Face à une dictée de notes, certains relativistes ont des résultats tout aussi probants que les absolutistes : alors comment être certain de posséder l’oreille absolue ? Une solution : étudier la rapidité des réponses du musicien. « Dans les études scientifiques, on considère que quelqu'un qui se trompe à un demi-ton près a l'oreille absolue, mais pour moi, la personne qui a l'oreille absolue, c'est quelqu'un qui ne se trompe pas et qui résout le problème en 500 millisecondes », durée nécessaire pour accéder au sens d'un mot de la langue française, souligne Emmanuel Bigand. On considère que seule 1 personne sur 10 000 a l'oreille absolue, dans notre culture. Mais d’après lui, sur un échantillon de musiciens qui pensent avoir l’oreille absolue, seule la moitié la possède réellement.

L’absolutiste n’est pas forcément un musicien parfait

Bien sûr, pour ces rares élus, l’oreille absolue représente un avantage majeur. El Hakim Ahamada, lui aussi chanteur à la Maîtrise de Radio France et absolutiste, assure qu’elle l’aide « à chanter plus juste ». En cours de solfège, lui comme Anjali sont de fervents amateurs de dictées de notes. Mais ce “super-pouvoir" ne garantit pas du tout les qualités musicales du musicien.

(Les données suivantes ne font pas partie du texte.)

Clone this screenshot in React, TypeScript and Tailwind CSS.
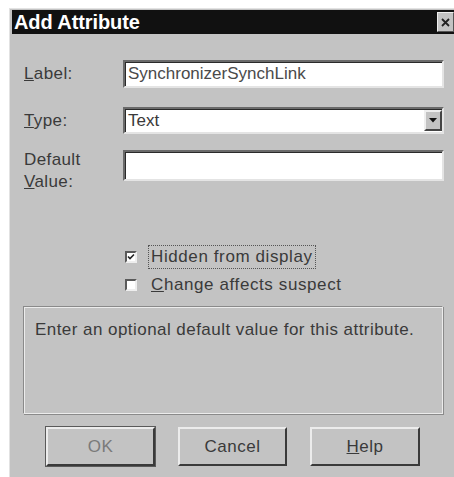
import type { ReactNode } from 'react';

const font = { fontFamily: '"Liberation Sans", Arial, sans-serif' };

// Sunken 3D field border, classic dialog style
const sunken =
  'bg-white border-2 border-t-[#6a6a6a] border-l-[#6a6a6a] border-b-[#e4e4e4] border-r-[#e4e4e4] shadow-[inset_1px_1px_0_#2a2a2a]';

const Field = ({ label, children, className }: { label: ReactNode; children: ReactNode; className?: string }) => (
  <div className={`flex ${className ?? ''}`}>
    <div className="w-[99px] shrink-0 text-[17px] tracking-[0.4px] text-[#3a3a3a] flex items-center">{label}</div>
    <div className="flex-1">{children}</div>
  </div>
);

const Check = ({ checked, children, focused }: { checked?: boolean; children: ReactNode; focused?: boolean }) => (
  <div className="flex items-center gap-[12px] h-[24px]">
    <span className="w-[12px] h-[12px] bg-white border-2 border-t-[#5a5a5a] border-l-[#5a5a5a] border-b-[#eee] border-r-[#eee] flex items-center justify-center">
      {checked && (
        <svg width="8" height="8" viewBox="0 0 8 8">
          <path d="M1 3.5 L3 5.5 L7 1.5" stroke="#222" strokeWidth="1.6" fill="none" />
        </svg>
      )}
    </span>
    <span
      className={`text-[17px] leading-[22px] tracking-[0.6px] text-[#3a3a3a] px-[2px] ${
        focused ? 'outline outline-1 outline-dotted outline-[#555]' : ''
      }`}>
      {children}
    </span>
  </div>
);

const Button = ({ children, isDefault, dim }: { children: ReactNode; isDefault?: boolean; dim?: boolean }) => (
  <div
    className={`h-[39px] flex items-center justify-center text-[17px] tracking-[0.5px] ${
      dim ? 'text-[#7a7a7a]' : 'text-[#3a3a3a]'
    } border-2 border-t-[#ececec] border-l-[#ececec] border-b-[#3a3a3a] border-r-[#3a3a3a] ${
      isDefault ? 'outline outline-1 outline-[#5a5a5a]' : ''
    }`}>
    {children}
  </div>
);

export default function App() {
  return (
    <div className="w-[454px] h-[477px] bg-white pt-[8px] pl-[9px] overflow-hidden" style={font}>
      <div className="h-full bg-[#c3c3c3] border-l border-t border-[#e2e2e2] flex flex-col">
        <div className="mt-[1px] ml-[2px] h-[24px] bg-[#111] flex items-center justify-between">
          <span className="pl-[2px] text-white font-bold text-[20px] leading-[24px] tracking-[-0.1px]">Add Attribute</span>
          <span className="w-[17px] h-[20px] bg-[#c3c3c3] border border-t-[#eee] border-l-[#eee] border-b-[#555] border-r-[#555] flex items-center justify-center">
            <svg width="9" height="9" viewBox="0 0 9 9">
              <path d="M1 1 L8 8 M8 1 L1 8" stroke="#222" strokeWidth="1.8" />
            </svg>
          </span>
        </div>

        <div className="pl-[14px] pr-[10px] pt-[26px] flex flex-col">
          <Field label={<span><u>L</u>abel:</span>}>
            <div className={`${sunken} h-[28px] flex items-center pl-[3px] text-[17px] text-[#4a4a4a]`}>
              SynchronizerSynchLink
            </div>
          </Field>

          <Field className="mt-[19px]" label={<span><u>T</u>ype:</span>}>
            <div className={`${sunken} h-[27px] flex items-center justify-between pl-[3px] text-[17px] text-[#3a3a3a]`}>
              <span>Text</span>
              <span className="w-[18px] h-[21px] bg-[#c3c3c3] border-2 border-t-[#eee] border-l-[#eee] border-b-[#444] border-r-[#444] flex items-center justify-center">
                <svg width="8" height="5" viewBox="0 0 8 5">
                  <path d="M0 0 H8 L4 4.5 Z" fill="#111" />
                </svg>
              </span>
            </div>
          </Field>

          <div className="mt-[16px] flex">
            <div className="w-[99px] shrink-0 text-[17px] tracking-[0.4px] leading-[22px] text-[#3a3a3a] -mt-[1px]">
              Default
              <br />
              <u>V</u>alue:
            </div>
            <div className={`${sunken} flex-1 h-[31px]`} />
          </div>

          <div className="pl-[101px] mt-[52px] flex flex-col gap-[4px]">
            <Check checked focused>
              Hidden from display
            </Check>
            <Check>
              <u>C</u>hange affects suspect
            </Check>
          </div>

          <div className="mt-[9px] ml-[-1px] mr-[1px] h-[108px] border border-t-[#8a8a8a] border-l-[#8a8a8a] border-b-[#ececec] border-r-[#ececec] shadow-[inset_1px_1px_0_#ececec,1px_1px_0_#8a8a8a]">
            <p className="pl-[11px] pt-[10px] text-[17px] text-[#3a3a3a] tracking-[0.45px]">
              Enter an optional default value for this attribute.
            </p>
          </div>

          <div className="mt-[13px] pl-[22px] flex gap-[23px]">
            <div className="w-[109px]">
              <Button isDefault dim>
                OK
              </Button>
            </div>
            <div className="w-[109px]">
              <Button>Cancel</Button>
            </div>
            <div className="w-[110px]">
              <Button>
                <span><u>H</u>elp</span>
              </Button>
            </div>
          </div>
        </div>
      </div>
    </div>
  );
}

Comme le font remarquer les deux adolescents, le chant nécessite des qualités totalement éloignées de l’oreille musicale : le souffle, la voix… Quant à Emmanuel Bigand, il insiste sur le fait que l’oreille absolue n’est pas « l’oreille musicale », celle qui intéresse les musiciens. « L'oreille absolue vous donne le nom de la note, mais elle ne vous dit rien sur sa fonction. Alors que l’oreille musicale vous donne la relation qu'il y a entre les événements sonores : pourquoi cette note est là par rapport aux autres ? Qu'est-ce qu'elle apporte dans la structure ? ».

Le baroque, bête noire des absolutistes

L’oreille absolue ne garantit donc pas les capacités musicales de l’absolutiste, et elle peut aussi le désavantager. C'est le cas lorsqu'un absolutiste est confronté à une partition baroque. Un air baroque est interprété en La 415, plus bas que le le diapason usuel de La 440 des compositions actuelles. Un air baroque leur paraîtra donc sonner faux. « On tique un peu, ça nous dérange », témoigne Anjali. Habituée à entendre les notes, la jeune chanteuse explique être parfois déconcentrée lorsqu’elle discute avec une personne qui a la voix chantante : « On entend des notes, la tessiture de sa voix, alors qu’on n'aimerait pas forcément l’entendre… ».

Malgré ces petites difficultés, Anjali et El Hakim ne regrettent pas de posséder l'oreille absolue. Ils ne la considèrent nullement comme une gêne, non plus comme une qualité, plutôt comme un trait inerrant à leur personnalité. « Je ne me vois pas vivre sans, pas parce qu’elle me rend fière, mais parce qu’elle fait partie de moi », assure Anjali. El Hakim résume : « Elle me définit ».